There’s something different in our country today. I can’t put my finger on it. It’s like there’s an overwhelming greed coupled with entitlement.
Now days looting is synonymous with stealing stupid stuff and stealing everything from a store. I guess looting has always been synonymous with these things. People don’t understand that just because something is “insured” doesn’t mean there’s no price.
I have a very different view of a mother stealing a can of baby formula or a loaf of bread and can of tuna, than I do people raiding a Best Buy. Yeah you stole a 65” flatscreen but it’s not going to do you any good with the power out. The mother on the other hand is obviously feeding her children.
So you cleaned out a Coach store and stole 50 handbags but what good are they?
I was thinking about these things in the wake of hurricane Ian.
There are reports of looting in some areas of Florida. The problem is people looting a grocery store to feed hungry children are treated the same as the assholes who clean out a Best Buy. Someone taking one pair of sneakers is treated the same as someone taking 50 pairs.
These are not the same thing. In the moment though, police aren’t going to be able to differentiate the person who’s a criminal out of necessity and the asshole criminal who’s in it due to opportunity, and for greed.
I’d bet that most grocers would hand a mother a can of formula, a loaf of bread and can of tuna and not think about it. That’s serving the community. The grocer would probably be happy to pass out one or two items each, to folks who were orderly and asked nicely.

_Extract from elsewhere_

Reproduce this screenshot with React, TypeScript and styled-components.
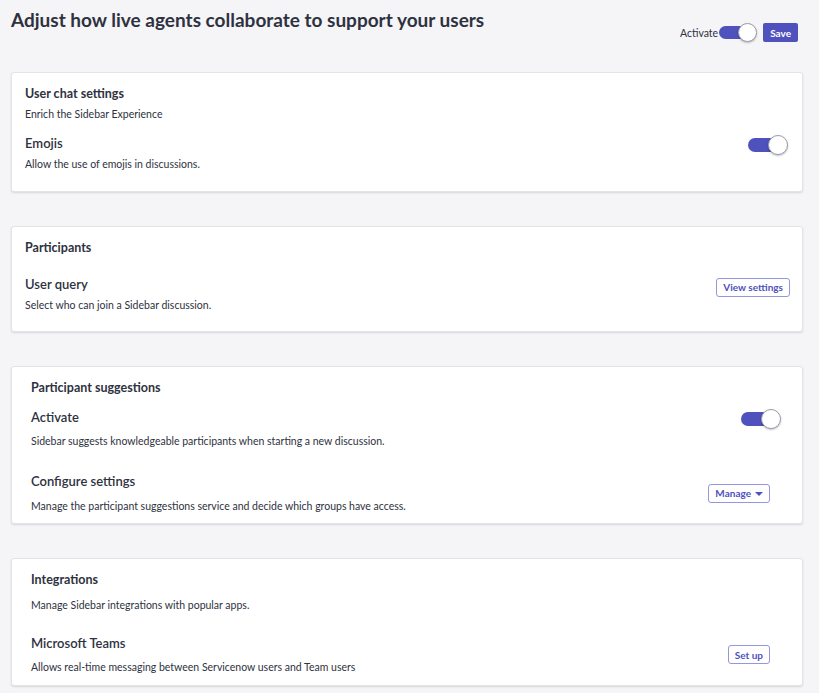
import React, { useState } from 'react';
import styled, { createGlobalStyle } from 'styled-components';

const GlobalStyle = createGlobalStyle`
  html, body {
    margin: 0;
    padding: 0;
    background: #f5f5f7;
  }
  body {
    font-family: Lato, "Open Sans", "Liberation Sans", sans-serif;
    color: #2e3240;
  }
`;

const Page = styled.div`
  padding: 8px 16px 20px 11px;
  display: flex;
  flex-direction: column;
`;

const Header = styled.div`
  display: flex;
  justify-content: space-between;
  align-items: flex-start;
  height: 64px;
`;

const Title = styled.h1`
  margin: 0;
  font-size: 19px;
  line-height: 24px;
  font-weight: 700;
  color: #2e3240;
`;

const HeaderActions = styled.div`
  display: flex;
  align-items: center;
  margin-top: 15px;
  margin-right: 5px;
`;

const ActivateLabel = styled.span`
  font-size: 10.5px;
  color: #2e3240;
  margin-right: 1px;
`;

const SaveButton = styled.button`
  margin-left: 6px;
  height: 19px;
  padding: 0 7px;
  border: none;
  border-radius: 2px;
  background: #4f51bd;
  color: #fff;
  font-family: inherit;
  font-size: 10px;
  font-weight: 700;
  cursor: pointer;
`;

const Cards = styled.div`
  display: flex;
  flex-direction: column;
  gap: 34px;
`;

const Card = styled.section<{ $pad: number; $padRight: number; $padBottom: number; $height: number }>`
  background: #fff;
  border: 1px solid #e3e3e8;
  border-radius: 3px;
  box-shadow: 0 1px 2px rgba(0, 0, 0, 0.12);
  padding: 13px ${(p) => p.$padRight}px ${(p) => p.$padBottom}px ${(p) => p.$pad}px;
  box-sizing: border-box;
  height: ${(p) => p.$height}px;
  display: flex;
  flex-direction: column;
`;

const CardTitle = styled.h2`
  margin: 0;
  font-size: 12.5px;
  line-height: 16px;
  font-weight: 700;
  color: #2e3240;
`;

const Row = styled.div<{ $gap: number }>`
  display: flex;
  justify-content: space-between;
  align-items: center;
  margin-top: ${(p) => p.$gap}px;
`;

const RowText = styled.div`
  display: flex;
  flex-direction: column;
`;

const ItemTitle = styled.h3`
  margin: 0;
  font-size: 13px;
  line-height: 16px;
  font-weight: 600;
  color: #2e3240;
`;

const Description = styled.p<{ $gap: number }>`
  margin: ${(p) => p.$gap}px 0 0;
  font-size: 10.5px;
  line-height: 14px;
  color: #2e3240;
`;

const Control = styled.div<{ $shift: number }>`
  display: flex;
  align-items: center;
  transform: translateY(${(p) => p.$shift}px);
`;

const ToggleWrap = styled.button<{ $size: number }>`
  position: relative;
  width: ${(p) => p.$size * 2}px;
  height: ${(p) => p.$size}px;
  padding: 0;
  border: none;
  background: transparent;
  cursor: pointer;
  flex-shrink: 0;
`;

const Track = styled.span<{ $size: number; $on: boolean }>`
  position: absolute;
  left: 0;
  top: ${(p) => Math.round(p.$size * 0.15)}px;
  width: ${(p) => p.$size * 1.7}px;
  height: ${(p) => p.$size * 0.7}px;
  border-radius: ${(p) => p.$size}px;
  background: ${(p) => (p.$on ? '#4f51bd' : '#c9cad3')};
`;

const Knob = styled.span<{ $size: number; $on: boolean }>`
  position: absolute;
  top: 0;
  left: ${(p) => (p.$on ? p.$size : 0)}px;
  width: ${(p) => p.$size}px;
  height: ${(p) => p.$size}px;
  box-sizing: border-box;
  border-radius: 50%;
  background: #fff;
  border: 1px solid #9a9cab;
  box-shadow: 0 1px 2px rgba(0, 0, 0, 0.25);
`;

const OutlineButton = styled.button<{ $mr?: number }>`
  height: 19px;
  padding: 0 6px;
  margin-right: ${(p) => p.$mr ?? 0}px;
  display: flex;
  align-items: center;
  gap: 4px;
  border: 1.5px solid #9496e0;
  border-radius: 3px;
  background: #fff;
  color: #4f51bd;
  font-family: inherit;
  font-size: 10px;
  font-weight: 700;
  cursor: pointer;
  white-space: nowrap;
`;

const Caret = styled.span`
  width: 0;
  height: 0;
  border-left: 4px solid transparent;
  border-right: 4px solid transparent;
  border-top: 4px solid #4f51bd;
  margin-top: 1px;
`;

const Toggle = ({ size, initial = true }: { size: number; initial?: boolean }) => {
  const [on, setOn] = useState(initial);
  return (
    <ToggleWrap $size={size} onClick={() => setOn(!on)} aria-pressed={on}>
      <Track $size={size} $on={on} />
      <Knob $size={size} $on={on} />
    </ToggleWrap>
  );
};

export default function App() {
  return (
    <>
      <GlobalStyle />
      <Page>
        <Header>
          <Title>Adjust how live agents collaborate to support your users</Title>
          <HeaderActions>
            <ActivateLabel>Activate</ActivateLabel>
            <Toggle size={19} />
            <SaveButton>Save</SaveButton>
          </HeaderActions>
        </Header>

        <Cards>
          {/* User chat */}
          <Card $pad={13} $padRight={14} $padBottom={20} $height={120}>
            <CardTitle>User chat settings</CardTitle>
            <Description $gap={5}>Enrich the Sidebar Experience</Description>
            <Row $gap={14}>
              <RowText>
                <ItemTitle>Emojis</ItemTitle>
                <Description $gap={6}>Allow the use of emojis in discussions.</Description>
              </RowText>
              <Control $shift={-8}>
                <Toggle size={20} />
              </Control>
            </Row>
          </Card>

          {/* Participants */}
          <Card $pad={13} $padRight={12} $padBottom={20} $height={106}>
            <CardTitle>Participants</CardTitle>
            <Row $gap={20}>
              <RowText>
                <ItemTitle>User query</ItemTitle>
                <Description $gap={6}>Select who can join a Sidebar discussion.</Description>
              </RowText>
              <Control $shift={-7}>
                <OutlineButton>View settings</OutlineButton>
              </Control>
            </Row>
          </Card>

          {/* Participant suggestions */}
          <Card $pad={19} $padRight={21} $padBottom={11} $height={158}>
            <CardTitle>Participant suggestions</CardTitle>
            <Row $gap={13}>
              <RowText>
                <ItemTitle>Activate</ItemTitle>
                <Description $gap={9}>
                  Sidebar suggests knowledgeable participants when starting a new discussion.
                </Description>
              </RowText>
              <Control $shift={-10}>
                <Toggle size={20} />
              </Control>
            </Row>
            <Row $gap={25}>
              <RowText>
                <ItemTitle>Configure settings</ItemTitle>
                <Description $gap={10}>
                  Manage the participant suggestions service and decide which groups have access.
                </Description>
              </RowText>
              <Control $shift={0}>
                <OutlineButton $mr={11}>
                  Manage <Caret />
                </OutlineButton>
              </Control>
            </Row>
          </Card>

          {/* Integrations */}
          <Card $pad={19} $padRight={32} $padBottom={12} $height={128}>
            <CardTitle>Integrations</CardTitle>
            <Description $gap={10}>Manage Sidebar integrations with popular apps.</Description>
            <Row $gap={23}>
              <RowText>
                <ItemTitle>Microsoft Teams</ItemTitle>
                <Description $gap={9}>
                  Allows real-time messaging between Servicenow users and Team users
                </Description>
              </RowText>
              <Control $shift={0}>
                <OutlineButton>Set up</OutlineButton>
              </Control>
            </Row>
          </Card>
        </Cards>
      </Page>
    </>
  );
}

But when a mob of people breaks in after a disaster, taking entire cases of stuff for themselves with no intention to share, that’s morally wrong and speaks to a selfishness and greed that’s detrimental to the community.
For me personally I always thought there was shared moral code all Americans understood. An almost absolute definition of right and wrong. The past few years have made me question that belief.
I find myself asking what has happened to the country I grew up in. What happened to feeling like you could trust the intentions of others and take their stories at face value? When did we forget that lying is wrong?
I used to stop and help stranded motorists, I used to pick up hitchhikers, I used to buy meals for homeless people or folks that were down on their luck. Now I do none of that. It’s not because I don’t care, it’s because I can no longer tell if someone is really in need, or if someone is trying to play me.
When did we lose our way?
A more important question is, “Can we find our way back?”
I know that looting is going to become a problem in the coming days across Florida. I just hope that the police and everyone else is mindful that, some people are taking only what they need to survive or feed their children, and aren’t too quick to judge.